We were cruising on Shearwater, a 46 foot twin screw, beautiful Monk Trawler. We took her all over Southeast having a great time. With the visibility of a fly-bridge, and a walk-around bunk, I actually thought I might be able to kick the sailing habit. But No, Chuck the instigator had me check out a Hans Christian sailboat. No, we actually were on three that summer! I was surprised at Chuck's sudden interest, OK, shocked! But winter set in and we settled into a pleasant cozy life on Shearwater.
One cold wet February afternoon Chuck took me to see the Hans Christian we had boarded the previous summer. He found out that it was for sale. I looked, OK, I drooled. I fell for her as bad as I fell for Lightfoot, but the stakes were much higher this time. She was a beautiful bluewater ocean boat, perfect for an ocean crossing or a circumnavigation. She was also in great condition. There would be no boat building projects on this boat! Chuck, that instigator, had already made a deal with the banker before I had even boarded this paragon of canoe stern designs! See, there was no hope of ever curing the addiction to sailing with that kind of pressure!
On St. Patrick's day, Tender Spirit was ours. I failed the 12 step program. I am in love again. Tender Spirit is a dream to sail and one tough girl when the weather and water turns angry. She is also a comfortable home. We sold Shearwater without any fanfare. She was a good boat, but I never quite bonded with her. Don't tell Chuck! That was his babe!
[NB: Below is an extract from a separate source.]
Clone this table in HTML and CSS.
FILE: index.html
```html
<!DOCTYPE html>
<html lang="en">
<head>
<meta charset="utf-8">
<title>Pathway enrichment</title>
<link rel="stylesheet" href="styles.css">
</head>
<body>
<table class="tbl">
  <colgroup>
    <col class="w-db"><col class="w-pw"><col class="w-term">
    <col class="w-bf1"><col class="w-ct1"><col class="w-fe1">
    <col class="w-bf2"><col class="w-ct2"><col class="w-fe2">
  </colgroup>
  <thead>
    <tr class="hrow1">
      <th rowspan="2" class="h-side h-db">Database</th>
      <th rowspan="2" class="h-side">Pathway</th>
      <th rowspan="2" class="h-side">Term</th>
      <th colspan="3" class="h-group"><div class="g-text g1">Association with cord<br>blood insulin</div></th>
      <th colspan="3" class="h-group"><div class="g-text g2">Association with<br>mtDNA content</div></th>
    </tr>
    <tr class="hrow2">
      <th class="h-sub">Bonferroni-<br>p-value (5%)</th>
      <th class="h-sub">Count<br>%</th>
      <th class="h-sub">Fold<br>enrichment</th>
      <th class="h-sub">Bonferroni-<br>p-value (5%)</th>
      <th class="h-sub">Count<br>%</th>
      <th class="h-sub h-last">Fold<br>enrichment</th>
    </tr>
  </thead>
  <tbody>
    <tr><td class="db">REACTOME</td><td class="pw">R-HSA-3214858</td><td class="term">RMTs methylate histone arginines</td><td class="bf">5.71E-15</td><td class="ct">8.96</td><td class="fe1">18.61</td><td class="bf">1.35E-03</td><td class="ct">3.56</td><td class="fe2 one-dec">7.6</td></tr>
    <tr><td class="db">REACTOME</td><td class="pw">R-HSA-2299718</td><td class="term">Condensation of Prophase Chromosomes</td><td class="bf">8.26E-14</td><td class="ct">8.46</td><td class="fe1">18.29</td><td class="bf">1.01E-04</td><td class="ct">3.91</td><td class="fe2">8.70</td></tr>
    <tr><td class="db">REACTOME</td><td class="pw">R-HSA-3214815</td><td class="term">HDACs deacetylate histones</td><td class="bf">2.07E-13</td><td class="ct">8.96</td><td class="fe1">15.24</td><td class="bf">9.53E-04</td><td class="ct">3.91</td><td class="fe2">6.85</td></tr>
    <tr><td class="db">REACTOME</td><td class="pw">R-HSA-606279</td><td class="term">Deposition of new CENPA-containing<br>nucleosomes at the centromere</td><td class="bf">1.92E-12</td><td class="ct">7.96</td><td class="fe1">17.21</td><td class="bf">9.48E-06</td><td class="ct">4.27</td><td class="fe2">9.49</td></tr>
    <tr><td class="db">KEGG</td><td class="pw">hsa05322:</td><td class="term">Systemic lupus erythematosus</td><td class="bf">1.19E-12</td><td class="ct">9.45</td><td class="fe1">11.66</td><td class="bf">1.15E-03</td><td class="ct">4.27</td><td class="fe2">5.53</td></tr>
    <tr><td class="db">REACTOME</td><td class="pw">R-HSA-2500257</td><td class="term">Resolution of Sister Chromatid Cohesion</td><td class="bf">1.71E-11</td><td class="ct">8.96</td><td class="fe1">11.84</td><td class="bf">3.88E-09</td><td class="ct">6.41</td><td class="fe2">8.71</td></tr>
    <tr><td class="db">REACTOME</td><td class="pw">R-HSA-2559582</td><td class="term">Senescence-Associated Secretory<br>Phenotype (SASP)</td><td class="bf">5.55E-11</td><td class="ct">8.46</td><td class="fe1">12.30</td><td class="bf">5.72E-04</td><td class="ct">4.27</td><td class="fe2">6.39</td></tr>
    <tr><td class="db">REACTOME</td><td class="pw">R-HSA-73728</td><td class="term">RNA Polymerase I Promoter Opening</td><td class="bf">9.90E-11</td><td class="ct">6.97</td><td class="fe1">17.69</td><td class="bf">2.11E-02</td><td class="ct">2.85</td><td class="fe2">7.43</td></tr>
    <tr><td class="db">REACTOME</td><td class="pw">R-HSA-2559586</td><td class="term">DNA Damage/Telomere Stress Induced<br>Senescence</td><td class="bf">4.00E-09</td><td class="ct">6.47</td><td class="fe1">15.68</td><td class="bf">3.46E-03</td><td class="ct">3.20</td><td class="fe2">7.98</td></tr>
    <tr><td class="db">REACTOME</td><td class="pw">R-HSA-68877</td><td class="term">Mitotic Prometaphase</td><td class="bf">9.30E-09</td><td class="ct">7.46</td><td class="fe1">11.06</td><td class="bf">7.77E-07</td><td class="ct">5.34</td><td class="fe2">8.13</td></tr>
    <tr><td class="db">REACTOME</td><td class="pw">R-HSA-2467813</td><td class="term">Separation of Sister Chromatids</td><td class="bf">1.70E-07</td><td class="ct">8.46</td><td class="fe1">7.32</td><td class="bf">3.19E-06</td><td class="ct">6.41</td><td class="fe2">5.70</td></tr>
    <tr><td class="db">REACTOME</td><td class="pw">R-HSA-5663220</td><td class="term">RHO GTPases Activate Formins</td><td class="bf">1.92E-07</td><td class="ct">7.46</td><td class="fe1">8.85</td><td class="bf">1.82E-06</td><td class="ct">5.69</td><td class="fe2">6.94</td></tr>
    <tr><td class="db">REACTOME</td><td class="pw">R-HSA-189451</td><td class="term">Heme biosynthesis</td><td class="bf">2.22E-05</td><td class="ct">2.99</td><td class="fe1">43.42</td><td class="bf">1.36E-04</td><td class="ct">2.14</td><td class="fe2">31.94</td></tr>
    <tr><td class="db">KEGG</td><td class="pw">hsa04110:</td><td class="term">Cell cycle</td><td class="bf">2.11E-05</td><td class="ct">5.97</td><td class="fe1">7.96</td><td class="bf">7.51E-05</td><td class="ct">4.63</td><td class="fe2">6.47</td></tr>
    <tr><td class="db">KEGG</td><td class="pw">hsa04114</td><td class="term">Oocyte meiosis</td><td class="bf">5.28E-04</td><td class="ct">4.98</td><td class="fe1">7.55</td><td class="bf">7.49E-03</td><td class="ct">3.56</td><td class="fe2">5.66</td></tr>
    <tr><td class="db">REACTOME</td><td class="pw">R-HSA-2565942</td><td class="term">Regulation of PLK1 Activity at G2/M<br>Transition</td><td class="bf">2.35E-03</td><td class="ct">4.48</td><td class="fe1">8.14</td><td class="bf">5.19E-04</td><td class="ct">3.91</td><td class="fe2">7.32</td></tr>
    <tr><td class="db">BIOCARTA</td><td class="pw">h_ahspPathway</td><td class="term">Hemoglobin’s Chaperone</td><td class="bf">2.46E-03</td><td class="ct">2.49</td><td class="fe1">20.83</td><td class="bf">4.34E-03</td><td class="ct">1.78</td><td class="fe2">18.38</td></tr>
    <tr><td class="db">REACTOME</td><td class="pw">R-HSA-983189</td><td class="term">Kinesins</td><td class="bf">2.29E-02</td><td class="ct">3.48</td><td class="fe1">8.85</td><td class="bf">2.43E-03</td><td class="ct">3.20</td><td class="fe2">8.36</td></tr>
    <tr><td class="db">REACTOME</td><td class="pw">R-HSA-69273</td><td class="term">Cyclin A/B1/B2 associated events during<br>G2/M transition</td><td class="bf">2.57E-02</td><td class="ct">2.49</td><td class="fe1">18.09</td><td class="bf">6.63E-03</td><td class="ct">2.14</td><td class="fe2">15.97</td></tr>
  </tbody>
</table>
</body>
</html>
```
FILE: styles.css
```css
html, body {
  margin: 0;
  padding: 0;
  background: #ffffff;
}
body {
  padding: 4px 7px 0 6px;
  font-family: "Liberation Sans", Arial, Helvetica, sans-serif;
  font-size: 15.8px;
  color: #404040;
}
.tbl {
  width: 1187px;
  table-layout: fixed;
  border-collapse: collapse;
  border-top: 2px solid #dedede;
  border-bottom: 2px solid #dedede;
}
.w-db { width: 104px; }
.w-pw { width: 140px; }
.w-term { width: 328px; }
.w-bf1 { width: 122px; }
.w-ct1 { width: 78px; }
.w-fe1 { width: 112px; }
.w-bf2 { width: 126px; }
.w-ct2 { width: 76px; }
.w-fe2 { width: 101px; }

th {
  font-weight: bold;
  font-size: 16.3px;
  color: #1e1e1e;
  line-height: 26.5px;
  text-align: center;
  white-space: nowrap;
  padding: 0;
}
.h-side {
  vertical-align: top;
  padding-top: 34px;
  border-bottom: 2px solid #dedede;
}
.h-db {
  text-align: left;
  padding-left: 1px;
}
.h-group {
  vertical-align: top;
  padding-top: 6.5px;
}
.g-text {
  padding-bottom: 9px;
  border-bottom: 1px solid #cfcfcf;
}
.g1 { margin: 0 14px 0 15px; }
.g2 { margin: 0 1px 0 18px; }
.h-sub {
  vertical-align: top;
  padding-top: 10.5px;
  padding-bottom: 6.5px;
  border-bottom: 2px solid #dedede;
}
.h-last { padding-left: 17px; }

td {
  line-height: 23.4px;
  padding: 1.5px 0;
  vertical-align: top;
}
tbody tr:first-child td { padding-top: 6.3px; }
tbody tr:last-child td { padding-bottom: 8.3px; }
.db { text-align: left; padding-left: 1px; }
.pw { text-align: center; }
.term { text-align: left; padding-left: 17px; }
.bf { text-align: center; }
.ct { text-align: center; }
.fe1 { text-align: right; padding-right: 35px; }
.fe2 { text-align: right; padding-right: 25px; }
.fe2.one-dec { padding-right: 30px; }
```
We have sailed Tender Spirit on the outside and inside waters of Southeast. My life's dream is a goal that is close to being attempted. The question is, can I leave my dream job for my life's dream of circumnavigating by sail? It is a three to four year voyage. Chuck is asking that question with a cattle prod to make up my mind. He said I need to decide before life will decide for us. So, what do you think? Will I actually go for it and take the risk, or stay and enjoy the career? Predicting what will happen in the future is futile, but death is certain for us all. What will we take with us from this experience called life? What will we leave behind?